State-inspired program to begin
Ask any farmer about his land, and he would be able to describe every inch of it without skipping a beat – the high spots, the low spots, the wet spots and the dry spots. He could walk you to the corner of his plot that each year, despite even the best growing conditions, never seems to meet his expectations. He knows his land like the back of his hand and wants to do everything within his control to maximize its production capability.
While most producers would prefer that each acre of land was equally profitable, sometimes the most effective strategy is taking some or all of it out of production altogether. Farmers who choose this option have a variety of U.S. Department of Agriculture (USDA) conservation programs available to them to help offset the cost of lost production and ensure the land is being managed as efficiently as possible.
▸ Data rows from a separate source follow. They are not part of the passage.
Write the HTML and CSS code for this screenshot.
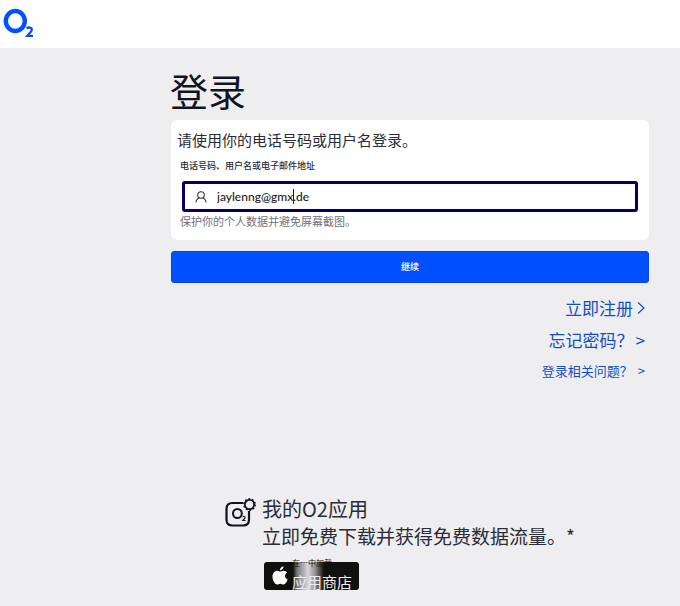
FILE: index.html
```html
<!DOCTYPE html>
<html lang="zh-CN">
<head>
<meta charset="utf-8">
<title>登录</title>
<link rel="stylesheet" href="styles.css">
</head>
<body>
<header class="topbar">
  <a class="logo" href="#" aria-label="O2">
    <svg width="34" height="32" viewBox="0 0 34 32">
      <ellipse cx="12.300" cy="13" rx="9.500" ry="10" fill="none" stroke="#0050ff" stroke-width="4.400"/>
      <path d="M23.600 20.500c1.800-1.600 5.200-1.300 5.200 1.200 0 2.300-3 3.800-4.600 6.100h5.800" fill="none" stroke="#0a4fe0" stroke-width="2.300"/>
    </svg>
  </a>
</header>
<main class="page">
  <h1 class="title">登录</h1>
  <form class="login">
    <div class="card">
      <p class="intro">请使用你的电话号码或用户名登录。</p>
      <label class="label" for="user">电话号码、用户名或电子邮件地址</label>
      <div class="field">
        <svg width="12" height="12" viewBox="0 0 12 12" fill="none" stroke="#333" stroke-width="1.1">
          <circle cx="6" cy="4" r="3.300"/>
          <path d="M1 11.500C1 9 2.500 7.500 4.300 6.900M11 11.500C11 9 9.500 7.500 7.700 6.900"/>
        </svg>
        <input class="input" id="user" type="text" value="jaylenng@gmx.de">
        <span class="caret"></span>
      </div>
      <p class="hint">保护你的个人数据并避免屏幕截图。</p>
    </div>
    <button class="submit" type="submit">继续</button>
  </form>
  <nav class="links">
    <a href="#">立即注册<svg width="8" height="14" viewBox="0 0 8 14" fill="none" stroke="currentColor" stroke-width="1.200"><path d="M1 1.500L7 7L1 12.500"/></svg></a>
    <a class="tight" href="#">忘记密码？<span>&gt;</span></a>
    <a class="small" href="#">登录相关问题？<span>&gt;</span></a>
  </nav>
  <section class="app">
    <svg class="app-icon" width="32" height="32" viewBox="0 0 32 32" fill="none" stroke="#10121c">
      <path d="M18 6H7.500Q1.500 6 1.500 12V22.500Q1.500 28.500 7.500 28.500H18Q24 28.500 24 22.500V14" stroke-width="2.200"/>
      <circle cx="24.500" cy="7.500" r="4.600" stroke-width="1.800"/>
      <circle cx="24.500" cy="7.500" r="5.700" stroke-width="1.400" stroke-dasharray="1.800 1.780"/>
      <ellipse cx="12.400" cy="16.500" rx="4.400" ry="4.600" stroke-width="2"/>
      <path d="M17.800 20c.8-1 2.400-.6 2.200.6-.1 1-1.400 1.700-2.200 2.900h2.700" stroke-width="1.100"/>
    </svg>
    <div class="app-text">
      <h2 class="app-title">我的O2应用</h2>
      <p class="app-copy">立即免费下载并获得免费数据流量。<span>*</span></p>
      <a class="store" href="#">
        <svg width="16" height="20" viewBox="0 0 16 20" fill="#fff">
          <path d="M8.200 5.600C9 5.600 10 4.700 11.600 4.700c1.400 0 2.700.7 3.500 1.900-3 1.700-2.600 5.700.6 7-.8 2.200-2.400 5-4.200 5-1.300 0-1.700-.8-3.200-.8s-2 .8-3.200.8C2.800 18.600.5 14.400.5 10.800c0-3.800 2.300-6 4.600-6 1.400 0 2.400.8 3.100.8z"/>
          <path d="M8 4.300C7.900 2.200 9.600.4 11.500.2 11.700 2.300 9.900 4.200 8 4.300z"/>
        </svg>
        <span class="store-small">在…中加载</span>
        <span class="store-name">应用商店</span>
      </a>
    </div>
  </section>
</main>
</body>
</html>
```
FILE: styles.css
```css
* { box-sizing: border-box; }
body {
  margin: 0;
  min-height: 100vh;
  background: #eeeef1;
  color: #2a2c36;
  font-family: "Noto Sans CJK SC", sans-serif;
}
h1, h2, p { margin: 0; font-weight: 400; }
svg { display: block; flex: none; }
a { text-decoration: none; }
.topbar { height: 48px; padding: 8px 3px; background: #fff; }
.logo { display: inline-block; }
.page { padding: 18px 31px 0 25%; }
.title { font-size: 38px; line-height: 48px; color: #12141f; }
.login { margin-left: 1px; }
.card {
  margin-top: 6px;
  padding: 8px 11px 10px;
  border-radius: 6px;
  background: #fff;
}
.intro { margin-left: -5px; font-size: 15px; line-height: 24px; white-space: nowrap; }
.label { display: block; margin: 7px 0 8px -2px; font-size: 9px; font-weight: 500; line-height: 14px; }
.field {
  position: relative;
  display: flex;
  align-items: center;
  gap: 10px;
  height: 31px;
  padding: 0 10px;
  border: 3px solid #04006a;
  border-radius: 3px;
}
.input {
  flex: 1;
  min-width: 0;
  padding: 0;
  border: 0;
  outline: 0;
  background: none;
  color: #1c1c24;
  font-family: Lato, sans-serif;
  font-size: 12px;
  font-weight: 500;
}
.caret { position: absolute; left: 108px; top: 5px; width: 1px; height: 15px; background: #222; }
.hint { margin-left: -2px; font-size: 11px; line-height: 18px; color: #70707c; }
.submit {
  display: block;
  width: 100%;
  height: 32px;
  margin-top: 11px;
  padding: 0 0 2px;
  border: 1px solid #0848df;
  border-radius: 3px;
  background: #0050ff;
  color: #fff;
  font-family: inherit;
  font-size: 9px;
  font-weight: 500;
}
.links {
  display: flex;
  flex-direction: column;
  align-items: flex-end;
  margin: 9px 4px 0 0;
}
.links a { display: flex; align-items: center; gap: 4px; font-size: 17px; line-height: 32px; color: #1450bd; }
.links .tight { gap: 2px; }
.links .small { gap: 5px; font-size: 13px; line-height: 30px; }
.app { display: flex; gap: 5px; margin: 109px 0 0 55px; }
.app-icon { margin-top: 2px; }
.app-title { font-size: 20px; line-height: 28px; }
.app-copy { font-size: 19px; line-height: 26px; white-space: nowrap; }
.store {
  position: relative;
  display: flex;
  align-items: center;
  width: 95px;
  height: 28px;
  margin: 13px 0 0 2px;
  padding-left: 8px;
  border-radius: 3px;
  background: linear-gradient(90deg, #10110d 29px, #77777a 33px, #d8d8dc 44px, #929295 51px, #10110d 60px);
}
.store-small { position: absolute; left: 28px; top: -5px; font-size: 8px; line-height: 12px; color: #10110d; white-space: nowrap; }
.store-name { position: absolute; left: 28px; top: 10px; font-size: 15px; line-height: 20px; color: #eee; white-space: nowrap; }
```
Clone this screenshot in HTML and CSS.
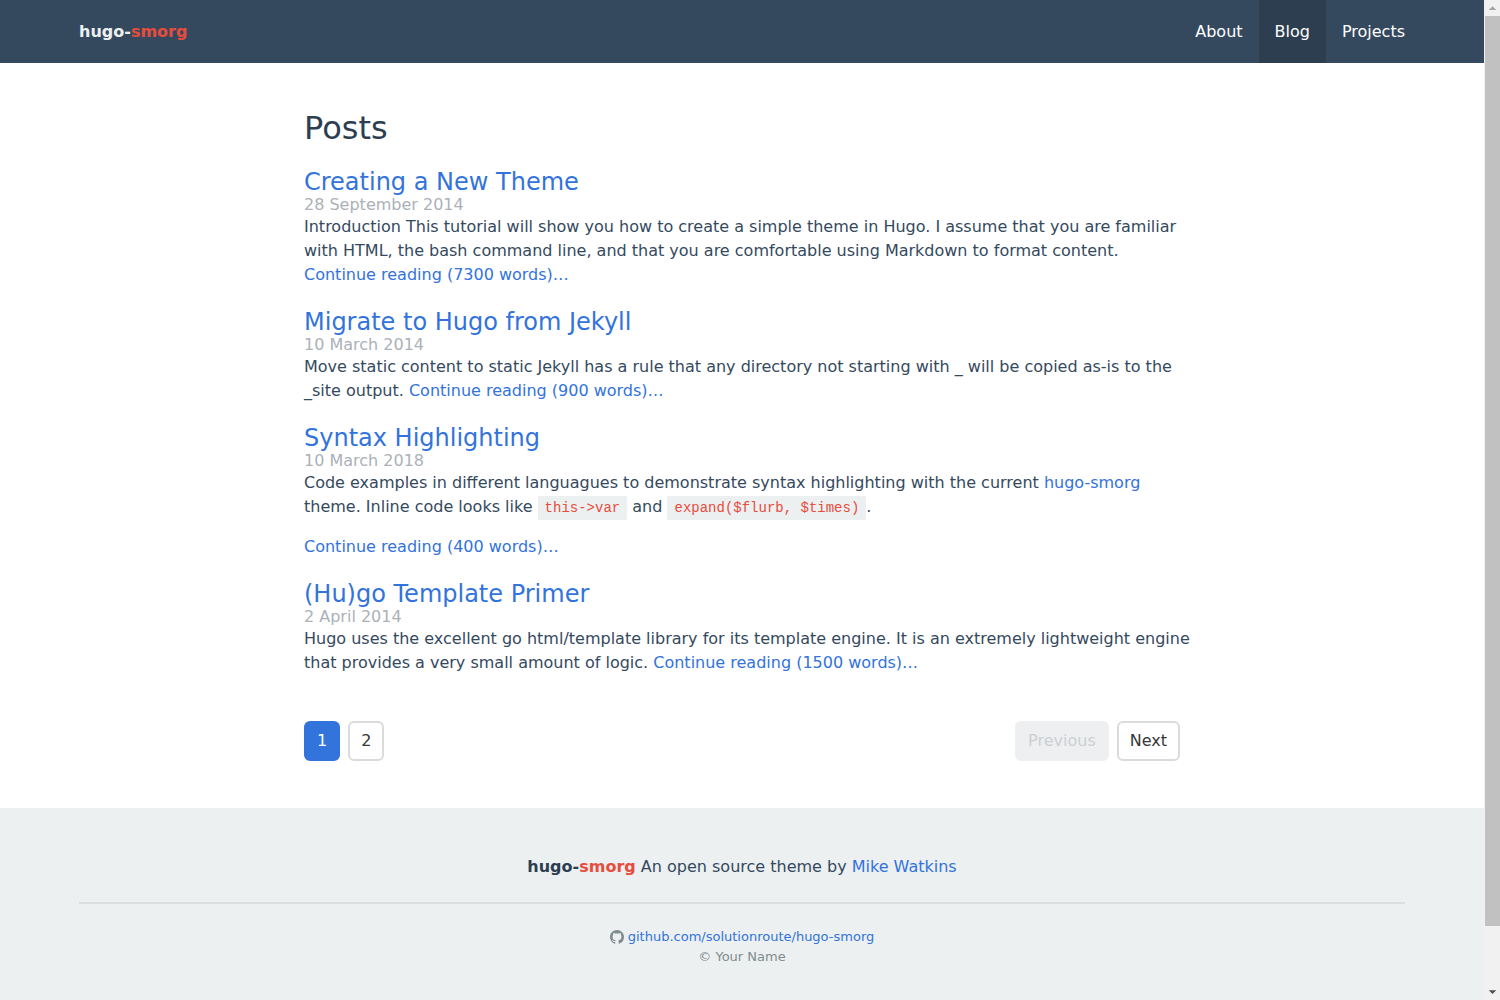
FILE: index.html
```html
<!DOCTYPE html>
<html lang="en">
<head>
<meta charset="utf-8">
<meta name="viewport" content="width=device-width, initial-scale=1">
<title>Posts</title>
<link rel="stylesheet" href="styles.css">
</head>
<body>
<div class="page">
  <header class="navbar">
    <a class="brand" href="#">hugo-<span class="accent">smorg</span></a>
    <nav class="menu">
      <a class="menu-item" href="#">About</a>
      <a class="menu-item is-active" href="#">Blog</a>
      <a class="menu-item" href="#">Projects</a>
    </nav>
  </header>
  <main class="content">
    <h1 class="title">Posts</h1>
    <div class="posts">
      <article class="post">
        <h2 class="post-title"><a href="#">Creating a New Theme</a></h2>
        <time class="post-date">28 September 2014</time>
        <p>Introduction This tutorial will show you how to create a simple theme in Hugo. I assume that you are familiar with HTML, the bash command line, and that you are comfortable using Markdown to format content. <br><a href="#">Continue reading (7300 words)…</a></p>
      </article>
      <article class="post">
        <h2 class="post-title"><a href="#">Migrate to Hugo from Jekyll</a></h2>
        <time class="post-date">10 March 2014</time>
        <p>Move static content to static Jekyll has a rule that any directory not starting with _ will be copied as-is to the _site output. <a href="#">Continue reading (900 words)…</a></p>
      </article>
      <article class="post">
        <h2 class="post-title"><a href="#">Syntax Highlighting</a></h2>
        <time class="post-date">10 March 2018</time>
        <p>Code examples in different languagues to demonstrate syntax highlighting with the current <a href="#">hugo-smorg</a> theme. Inline code looks like <code>this-&gt;var</code> and <code>expand($flurb, $times)</code>.</p>
        <p><a href="#">Continue reading (400 words)…</a></p>
      </article>
      <article class="post">
        <h2 class="post-title"><a href="#">(Hu)go Template Primer</a></h2>
        <time class="post-date">2 April 2014</time>
        <p>Hugo uses the excellent go html/template library for its template engine. It is an extremely lightweight engine that provides a very small amount of logic. <a href="#">Continue reading (1500 words)…</a></p>
      </article>
    </div>
    <nav class="pagination" aria-label="Pagination">
      <div class="page-group">
        <button class="page-button is-current" type="button">1</button>
        <button class="page-button" type="button">2</button>
      </div>
      <div class="page-group">
        <button class="page-button" type="button" disabled>Previous</button>
        <button class="page-button" type="button">Next</button>
      </div>
    </nav>
  </main>
  <footer class="footer">
    <p class="credit"><strong>hugo-<span class="accent">smorg</span></strong> An open source theme by <a href="#">Mike Watkins</a></p>
    <hr>
    <div class="small">
      <p class="repo">
        <svg class="github" viewBox="0 0 16 16" aria-hidden="true"><path fill="currentColor" d="M8 0C3.58 0 0 3.58 0 8c0 3.54 2.29 6.53 5.47 7.59.4.07.55-.17.55-.38 0-.19-.01-.82-.01-1.49-2.01.37-2.53-.49-2.69-.94-.09-.23-.48-.94-.82-1.13-.28-.15-.68-.52-.01-.53.63-.01 1.08.58 1.23.82.72 1.21 1.87.87 2.33.66.07-.52.28-.87.51-1.07-1.78-.2-3.64-.89-3.64-3.95 0-.87.31-1.59.82-2.15-.08-.2-.36-1.02.08-2.12 0 0 .67-.21 2.2.82.64-.18 1.32-.27 2-.27s1.36.09 2 .27c1.53-1.04 2.2-.82 2.2-.82.44 1.1.16 1.92.08 2.12.51.56.82 1.27.82 2.15 0 3.07-1.87 3.75-3.65 3.95.29.25.54.73.54 1.48 0 1.07-.01 1.93-.01 2.2 0 .21.15.46.55.38A8.01 8.01 0 0 0 16 8c0-4.42-3.58-8-8-8z"/></svg>
        <a href="#">github.com/solutionroute/hugo-smorg</a>
      </p>
      <p>© Your Name</p>
    </div>
  </footer>
</div>
<div class="scrollbar" aria-hidden="true">
  <svg class="arrow arrow-up" viewBox="0 0 16 16"><path d="M4 10l4-4 4 4z"/></svg>
  <div class="track"><div class="thumb"></div></div>
  <svg class="arrow" viewBox="0 0 16 16"><path d="M4 6l4 4 4-4z"/></svg>
</div>
</body>
</html>
```
FILE: styles.css
```css
* {
  box-sizing: border-box;
}

body {
  margin: 0;
  display: grid;
  grid-template-columns: 1fr 16px;
  min-height: 100vh;
  background: #fff;
  color: #34495e;
  font: 16px/24px "DejaVu Sans", sans-serif;
}

h1, h2, p {
  margin: 0;
  font-weight: 400;
}

a {
  color: #3273dc;
  text-decoration: none;
}

.accent {
  color: #e74c3c;
}

.page {
  display: flex;
  flex-direction: column;
  min-width: 0;
}

.navbar {
  display: flex;
  justify-content: space-between;
  height: 63px;
  padding: 0 63px;
  background: #34495e;
}

.brand,
.menu-item {
  display: flex;
  align-items: center;
  padding: 0 16px;
  color: #fff;
}

.brand {
  font-weight: 700;
  color: #ecf0f1;
}

.menu {
  display: flex;
}

.menu-item.is-active {
  background: #2c3e50;
}

.content {
  width: 100%;
  max-width: 876px;
  margin: 0 auto;
  padding: 47px 0;
}

.title {
  margin-bottom: 23px;
  color: #2c3e50;
  font-size: 32px;
  line-height: 36px;
}

.posts {
  display: flex;
  flex-direction: column;
  gap: 22px;
  margin-right: -16px;
}

.post-title {
  font-size: 24px;
  line-height: 26px;
}

.post-date {
  display: block;
  color: #abb1b8;
  line-height: 20px;
}

.post p + p {
  margin-top: 16px;
}

code {
  padding: 4px 7px;
  background: #ecf0f1;
  color: #e74c3c;
  font: 14px "Liberation Mono", monospace;
}

.pagination {
  display: flex;
  justify-content: space-between;
  margin-top: 46px;
}

.page-group {
  display: flex;
  gap: 8px;
}

.page-button {
  height: 40px;
  min-width: 36px;
  padding: 0 11px;
  border: 2px solid #dbdbdb;
  border-radius: 6px;
  background: #fff;
  color: #363636;
  font: inherit;
}

.page-button.is-current {
  border-color: #3273dc;
  background: #3273dc;
  color: #fff;
}

.page-button:disabled {
  border-color: #eeeff0;
  background: #eeeff0;
  color: #ccd0d3;
}

.footer {
  flex: 1;
  padding: 47px 79px 31px;
  background: #ecf0f1;
  text-align: center;
}

.footer strong {
  color: #2c3e50;
}

.footer hr {
  height: 2px;
  margin: 23px 0;
  border: 0;
  background: #dbdfe0;
}

.small {
  color: #7f8c8d;
  font-size: 13px;
  line-height: 20px;
}

.repo {
  display: flex;
  justify-content: center;
  align-items: center;
  gap: 4px;
}

.github {
  width: 14px;
  height: 14px;
}

.scrollbar {
  display: flex;
  flex-direction: column;
  padding-left: 1px;
  background: #f1f1f1;
}

.arrow {
  width: 15px;
  height: 16px;
  fill: #505050;
}

.arrow-up {
  fill: #a3a3a3;
}

.track {
  flex: 1;
}

.thumb {
  height: 94%;
  background: #c1c1c1;
}
```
My Soil Health and Income Protection Program (SHIPP), which I first rolled out in early 2017 and was later included in the 2018 farm bill, is a new USDA conservation pilot program that is expected to open soon in Prairie Pothole Region states, including South Dakota, North Dakota, Iowa, Minnesota and Montana. My staff and I have been actively engaged in this process since the farm bill became law, and I’m eager to see the rubber finally meet the road.
SHIPP, which was inspired by feedback I received from South Dakota producers in 2016 and 2017, is a short-term alternative to the widely popular Conservation Reserve Program (CRP). While most D.C.-based acronyms are often considered a foreign language in the real world, everyone in farm country knows about CRP and its benefits. SHIPP, which I’m confident will become an equally recognizable tool, offers many of the same benefits as CRP but with far shorter contract commitment options (three, four, or five years).
Under this new program, farmers can enroll up to 15 percent of a farm’s least productive acres, as long as they were planted or considered planted to a commodity crop for three consecutive years prior to enrollment. In return, the enrollee would receive an annual rental payment. Once enrolled, the acreage must be planted to a perennial conserving use cover that can be hayed or grazed outside the designated primary nesting and brood-rearing season in the county in which the land is located. Importantly, SHIPP is a low-cost program because it encourages the removal of poor land from taxpayer-subsidized crop insurance premium subsidies and indemnities.
Farming is far more complicated than simply digging a hole, planting a seed and watching it grow, as most folks who are out of touch with farm country might inaccurately assume. Farmers know what it takes and so do the communities across America’s heartland that help support their mission to feed the world. In today’s sluggish agriculture economy, we need to keep our eye on the ball and do everything we can to help farm country, and I believe SHIPP will create some much-needed certainty in these highly uncertain times.